Scott Fitterer and Matt Rhule

CHARLOTTE — As it turns out, Panthers general manager Scott Fitterer is a man of his word.

"In on every deal" means in on every deal.

The Panthers made four of them Friday, during a dizzying day that saw them add three players and a lot of value.

They started the evening with a second-rounder (39th overall) and a third-round pick (73rd).

Through a series of quickly conducted trades (and there were plenty more they discussed but didn't make), they ended up with the following:

— Three players, in LSU wide receiver Terrace Marshall Jr., BYU tackle Brady Christensen, and Notre Dame tight end Tommy Tremble, who add needed young talent to the offense.

— Five more picks coming Saturday, with a fourth-rounder (109th), a fifth (158th), and three sixths (193rd, 204th, and 222nd).

— A 2022 fourth-round pick, which originally belonged to the Rams, in the late deal with the Texans.

That left Panthers head coach Matt Rhule describing the job Fitterer did as "masterful."

Rhule cited last month's deal for quarterback Sam Darnold, in which the team gave up a 2021 sixth-rounder, along with second- and fourth-rounders next year. Considering the extra guy they took Friday and that 2022 fourth-rounder, they see that deal as covered.

"We came into the day thinking we were going to get two players and we got three, and we picked up a four next year, so basically the Sam Darnold trade is paid off now," Rhule said. "So we got three players we really liked, but we've also paid off that trade.

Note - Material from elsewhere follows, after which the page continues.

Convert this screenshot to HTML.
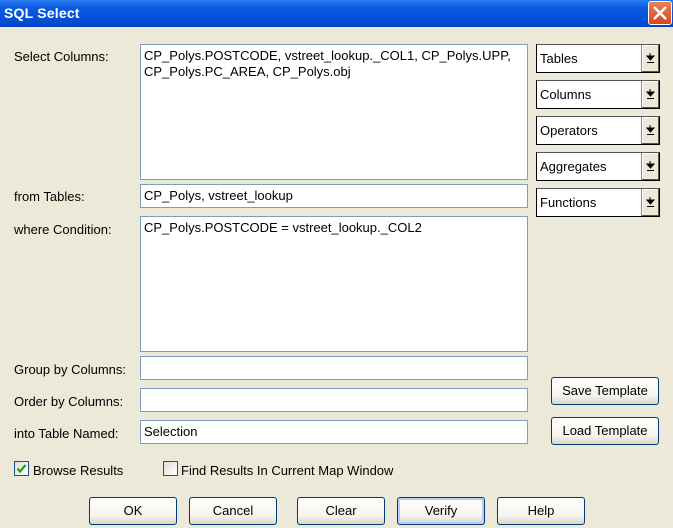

"And the biggest thing to me was three guys instead of two, and that's what we wanted."

With five more picks Saturday, they have the chance to add more talent and not be pinned into needing particular positions. While all three of Friday's picks checked important boxes, Rhule referred to all three as having "elite athleticism." He cited Christensen's 10-foot, 4-inch broad jump, 34-inch vertical and 4.89-second 40-yard dash at 302 pounds as evidence of the kind of physical traits they were looking for.

So while the picks and the value are nice, the players are what make the difference here.

"I think we just wanted to put ourselves in position where we could move down, and put ourselves in position where we had players in clumps on our board that we valued, and that's what we did," Fitterer said. "We just listened to the different offers, we were on the phone non-stop, trying to move up, move down, and just really big-picture wise, to get players we had conviction on."